| 要旨トップ | 目次 | 日本生態学会第67回全国大会 (2020年3月、名古屋) 講演要旨
ESJ67 Abstract


一般講演(ポスター発表) P2-PC-411  (Poster presentation)

高校生の外来種に関する認識
Japanese high school students' recognition about invasive species

*山野井貴浩, 山内恵里(白鴎大学)
*Takahiro YAMANOI, Eri YAMAUCHI(Hakuoh Univ.)

 現行の学習指導要領(文部科学省2009)に基づく高等学校の理科教育では、約9割の生徒が履修する「生物基礎」において、「生態系のバランスについて理解し、生態系の保全の重要性を認識すること」を目指し、外来種に関する内容が扱われている。しかしながら、教科書の本文での取り扱いは2ページ程度であり、探究活動としての取扱いも3ページ程度である。また、取り扱われている外来種もオオクチバスなど特定の生物に偏っている.先行研究においても、高校生の外来種の認識は外来動物に偏っているなど、高等学校における外来種教育の複数の問題点が指摘されている。
 外来種問題は理科教育以外にもTVなどを中心にメディアにおいても取り扱われている。
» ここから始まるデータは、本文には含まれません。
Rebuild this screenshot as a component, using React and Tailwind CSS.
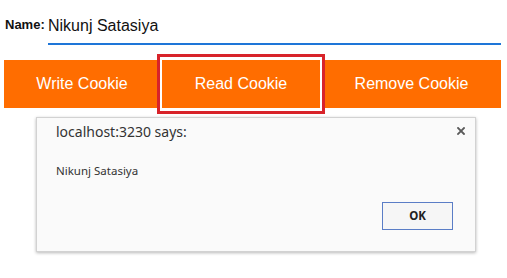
import React from "react";

export default function App() {
  return (
    <div className="relative w-[507px] h-[278px] overflow-hidden bg-white font-['Liberation_Sans',Arial,sans-serif]">
      {/* Name row */}
      <div className="flex items-start pl-[5px] pt-[17px]">
        <span className="w-[43px] text-[13px] leading-[15px] font-bold text-[#111]">Name:</span>
        <div className="w-[453px] border-b-2 border-[#1e76d8] pb-[8px] text-[16px] leading-[18px] text-[#111]">
          Nikunj Satasiya
        </div>
      </div>

      {/* Button bar */}
      <div className="ml-[4px] mt-[15px] flex h-[48px] w-[497px] bg-[#ff6d00]">
        <button className="w-[156px] text-[16px] text-white">Write Cookie</button>
        <button className="-my-[3px] w-[162px] border-x-2 border-y-[3px] border-white bg-[#ff6d00] text-[16px] text-white outline-[3px] outline-solid outline-[#d8232a]">
          Read Cookie
        </button>
        <button className="flex-1 text-[16px] text-white">Remove Cookie</button>
      </div>

      {/* Alert dialog */}
      <div className="absolute left-[36px] top-[117px] flex h-[135px] w-[440px] flex-col border border-[#d2d2d2] bg-[#fafafa] shadow-[0_1px_3px_rgba(0,0,0,0.28)] font-['Noto_Sans',sans-serif]">
        <svg className="absolute right-[10px] top-[9px]" width="8" height="8" viewBox="0 0 8 8">
          <path d="M1 1L7 7M7 1L1 7" stroke="#5a5a5a" strokeWidth="1.8" strokeLinecap="square" />
        </svg>
        <div className="pl-[19px] pt-[4px] text-[14px] leading-[20px] text-[#333]">localhost:3230 says:</div>
        <div className="mt-[21px] pl-[19px] text-[11.5px] leading-[16px] text-[#333]">Nikunj Satasiya</div>
        <div className="mt-[23px] flex justify-end pr-[22px]">
          <button className="h-[28px] w-[71px] border border-[#5a7dc6] bg-[#f6f6f6] text-[11.5px] font-bold text-[#222]">
            OK
          </button>
        </div>
      </div>
    </div>
  );
}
そのため、高等学校での学習の前に、メディアによって「外来種は悪い生物である」というイメージが形成されている可能性がある。
 そこで本研究は、メディアの視聴や高等学校の理科教育を経て、外来種に関してどのような認識を有しているかを明らかにするため、「生物基礎」における外来種の内容を学習済みと考えられる高校2年生613名を対象に認識調査を行った。質問内容は「外来種に関するTV番組の視聴の状況」「外来種の定義の理解」「外来種を悪い存在と思うか」「外来種をかわいそうと思うか」「外来種被害予防三原則の理解」の5項目とした。
 パス解析によって上記の5項目の関係を分析した結果、「外来種に関するTV番組の視聴によって悪者のイメージが高まり、それによって外来種は捨てない・持ち込まないの意識が高まる」、「外来種はかわいそうと感じると悪者のイメージが下がり、それによって捨てない・持ち込まないの意識が低下する」、「外来種の定義の理解が高まると悪者としてのイメージが高まり、それによって外来種は捨てない・持ち込まないの意識が高まる」といった因果関係が確認された。